Don't It?
Nope.
At the Sun-Times, "Story" is out.
"Content" is King,
Athenae at First Draft has the story:
Shutterbugs shut out at Sun-Times
The guy whose office is next to mine is the head of our visual sequence, a former news photographer and a pretty laid-back guy. During one particularly tumultuous term, however, he ended up in my office with the door closed, looking like he wanted to stab someone to death.He had just come from a meeting with our chair, in which he attempted to convince the man that visuals needed a bigger place in our curriculum. The conversation turned from patronizing to dismissive, with the denouement being delivered when the chair whipped out his cell phone and said something to the effect of, “Look, I can take pictures with my phone. It’s not a big deal.”We both thought it was a ridiculous statement. Apparently, the Chicago Sun-Times heard it and thought it was inspired.The brain trust at the Sun-Times laid off its entire photography staff on Thursday. The paper issued a statement that was clearly written by someone who got his PR degree out of a Cracker Jack box. The Sun-Times blamed the audience that is “seeking more video content” and noted that “business is changing rapidly.” By the time I got to their need to “evolve with our digitally savvy customers,” I stopped reading because I had officially won my game of “buzzword bullshit bingo.”The paper, of course, is not giving up on visuals, nor is it going back to the days of paying artists to do etchings. Instead, they’ll let reporters with phone cameras do most of the easy work and they’ll hire freelancers to pick up the slack. Where might these professional freelancers come from? Oh, wait… The Sun-Times just created 28 of them by FIRING THE WHOLE PHOTO STAFF....

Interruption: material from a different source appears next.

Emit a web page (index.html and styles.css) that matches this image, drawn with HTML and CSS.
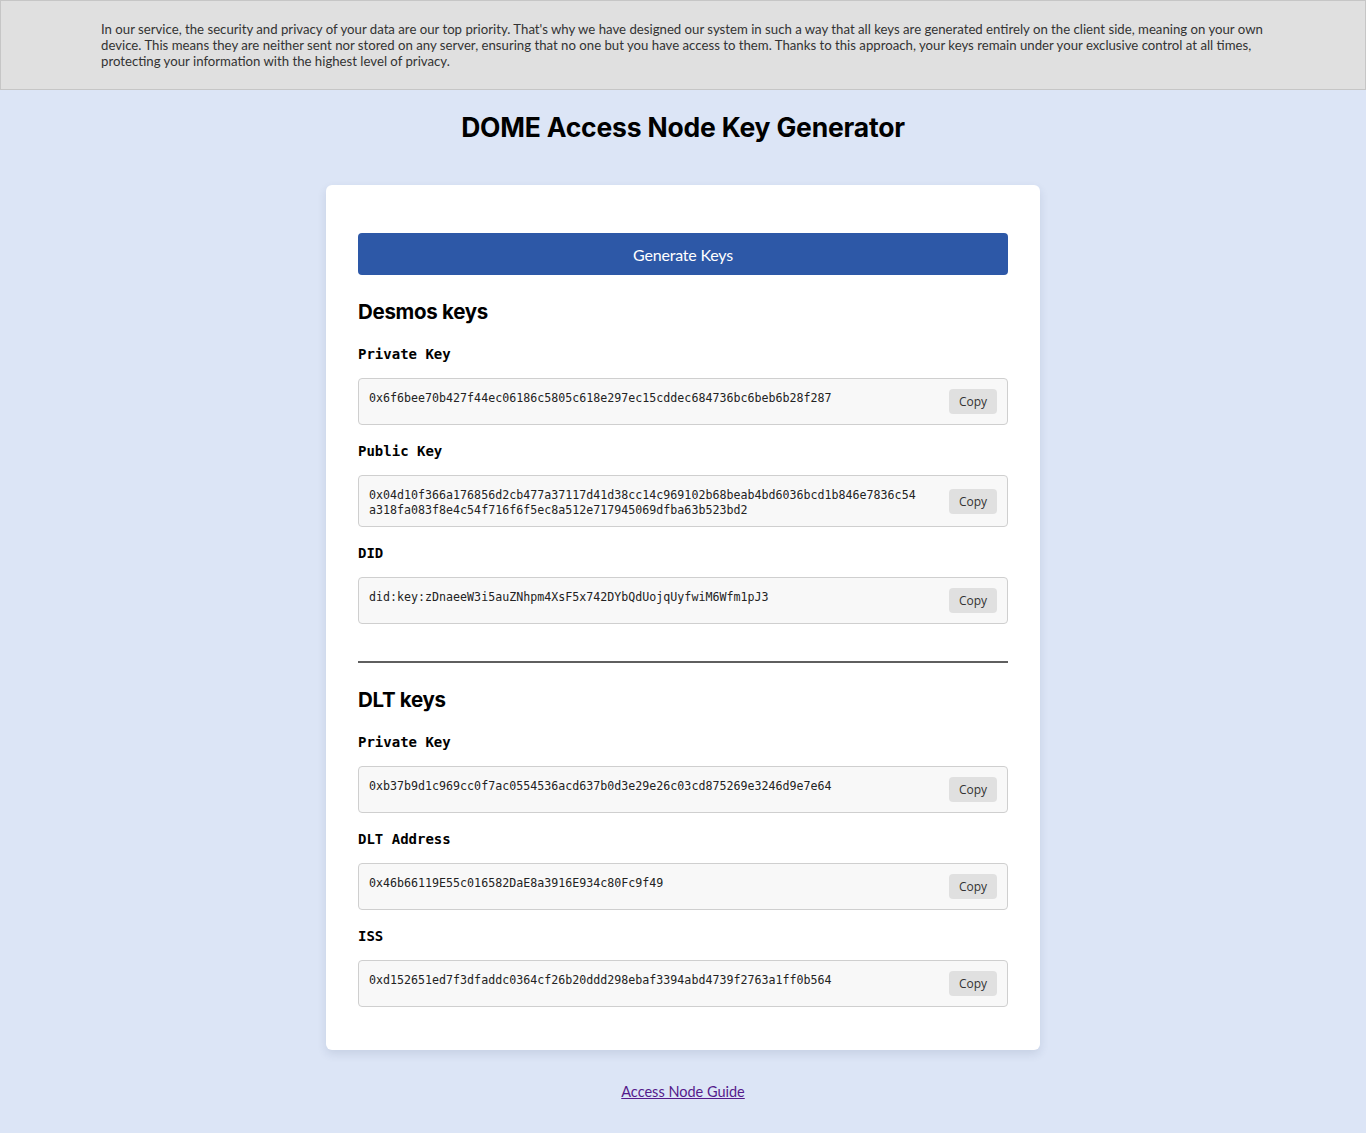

Having heard this same gabba-gabba dressed up in a hundred different suits since the 1980s, it still surprised me that anyone is still surprised to discover (A) when management becomes enamored of the theory that everyone except people like them are fungible meat bags (funbags!) that (B) everything quickly turns to a puddle of cold sick, which is (C) usually when the same management that converted a once-viable enterprise into a puddle of cold sick decides to spend an enormous pile of cash to hire a clown-car of consultants just like them to tell them that even more underlings will need to be "rightsized" onto the scrap heap.
And they called it the birth of the blues.